The material below should be written out in full and exactly; pictures stay out of the copy.
■ ■ ■ ■ ■ ■ ■
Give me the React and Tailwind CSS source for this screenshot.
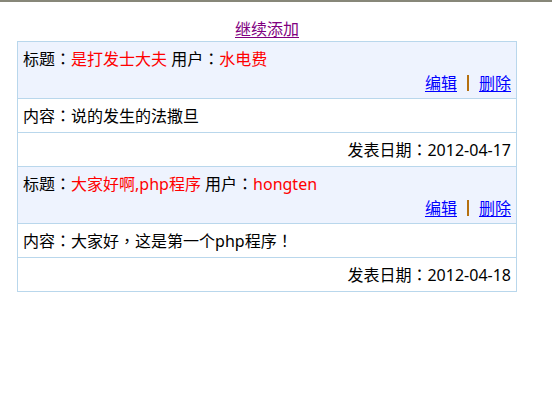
const posts = [
  {
    title: "是打发士大夫",
    user: "水电费",
    content: ["说的发生的法撒旦"],
    date: "2012-04-17",
  },
  {
    title: "大家好啊,php程序",
    user: "hongten",
    content: ["大家好", "，", "这是第一个php程序", "！"],
    date: "2012-04-18",
  },
];

// full-width punctuation centred in its cell, like the original page
function Punct({ children }) {
  return <span className="font-['Noto_Sans_CJK_TC']">{children}</span>;
}

export default function App() {
  return (
    <div
      className="min-h-[394px] bg-white text-[16px] text-black border-t-2 border-[#878779]"
      style={{ fontFamily: '"Noto Sans", "Noto Sans CJK SC", sans-serif' }}
    >
      <div className="w-[500px] ml-[17px] pt-[16px]">
        <div className="text-center leading-[22px] mb-[1px]">
          <a href="#" className="text-[#800080] underline underline-offset-2">
            继续添加
          </a>
        </div>

        <div className="border border-[#b9d7ec]">
          {posts.map((p, i) => (
            <div key={i}>
              {/* title row */}
              <div
                className={`bg-[#eef3fe] px-[5px] py-[4px] ${
                  i > 0 ? "h-[57px] border-t border-[#b9d7ec]" : "h-[56px]"
                }`}
              >
                <div className="leading-[24px]">
                  标题<Punct>：</Punct>
                  <span className="text-[#ff0000]">{p.title}</span> 用户
                  <Punct>：</Punct>
                  <span className="text-[#ff0000]">{p.user}</span>
                </div>
                <div className="leading-[24px] flex justify-end items-center">
                  <a href="#" className="text-[#0000ff] underline underline-offset-2">
                    编辑
                  </a>
                  <span className="mx-[10px] w-[2px] h-[16px] bg-[#b5700f]" />
                  <a href="#" className="text-[#0000ff] underline underline-offset-2">
                    删除
                  </a>
                </div>
              </div>

              {/* content row */}
              <div className="border-t border-[#b9d7ec] px-[5px] h-[34px] flex items-center">
                <span>
                  内容<Punct>：</Punct>
                  {p.content.map((c, j) =>
                    c === "，" || c === "！" ? (
                      <Punct key={j}>{c}</Punct>
                    ) : (
                      <span key={j}>{c}</span>
                    )
                  )}
                </span>
              </div>

              {/* date row */}
              <div className="border-t border-[#b9d7ec] px-[5px] h-[34px] flex items-center justify-end">
                <span>
                  发表日期<Punct>：</Punct>
                  {p.date}
                </span>
              </div>
            </div>
          ))}
        </div>
      </div>
    </div>
  );
}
■ ■ ■ ■ ■ ■ ■
## CORRECT RESPONSE
Give me the React and Tailwind CSS source for this screenshot.
const posts = [
  {
    title: "是打发士大夫",
    user: "水电费",
    content: ["说的发生的法撒旦"],
    date: "2012-04-17",
  },
  {
    title: "大家好啊,php程序",
    user: "hongten",
    content: ["大家好", "，", "这是第一个php程序", "！"],
    date: "2012-04-18",
  },
];

// full-width punctuation centred in its cell, like the original page
function Punct({ children }) {
  return <span className="font-['Noto_Sans_CJK_TC']">{children}</span>;
}

export default function App() {
  return (
    <div
      className="min-h-[394px] bg-white text-[16px] text-black border-t-2 border-[#878779]"
      style={{ fontFamily: '"Noto Sans", "Noto Sans CJK SC", sans-serif' }}
    >
      <div className="w-[500px] ml-[17px] pt-[16px]">
        <div className="text-center leading-[22px] mb-[1px]">
          <a href="#" className="text-[#800080] underline underline-offset-2">
            继续添加
          </a>
        </div>

        <div className="border border-[#b9d7ec]">
          {posts.map((p, i) => (
            <div key={i}>
              {/* title row */}
              <div
                className={`bg-[#eef3fe] px-[5px] py-[4px] ${
                  i > 0 ? "h-[57px] border-t border-[#b9d7ec]" : "h-[56px]"
                }`}
              >
                <div className="leading-[24px]">
                  标题<Punct>：</Punct>
                  <span className="text-[#ff0000]">{p.title}</span> 用户
                  <Punct>：</Punct>
                  <span className="text-[#ff0000]">{p.user}</span>
                </div>
                <div className="leading-[24px] flex justify-end items-center">
                  <a href="#" className="text-[#0000ff] underline underline-offset-2">
                    编辑
                  </a>
                  <span className="mx-[10px] w-[2px] h-[16px] bg-[#b5700f]" />
                  <a href="#" className="text-[#0000ff] underline underline-offset-2">
                    删除
                  </a>
                </div>
              </div>

              {/* content row */}
              <div className="border-t border-[#b9d7ec] px-[5px] h-[34px] flex items-center">
                <span>
                  内容<Punct>：</Punct>
                  {p.content.map((c, j) =>
                    c === "，" || c === "！" ? (
                      <Punct key={j}>{c}</Punct>
                    ) : (
                      <span key={j}>{c}</span>
                    )
                  )}
                </span>
              </div>

              {/* date row */}
              <div className="border-t border-[#b9d7ec] px-[5px] h-[34px] flex items-center justify-end">
                <span>
                  发表日期<Punct>：</Punct>
                  {p.date}
                </span>
              </div>
            </div>
          ))}
        </div>
      </div>
    </div>
  );
}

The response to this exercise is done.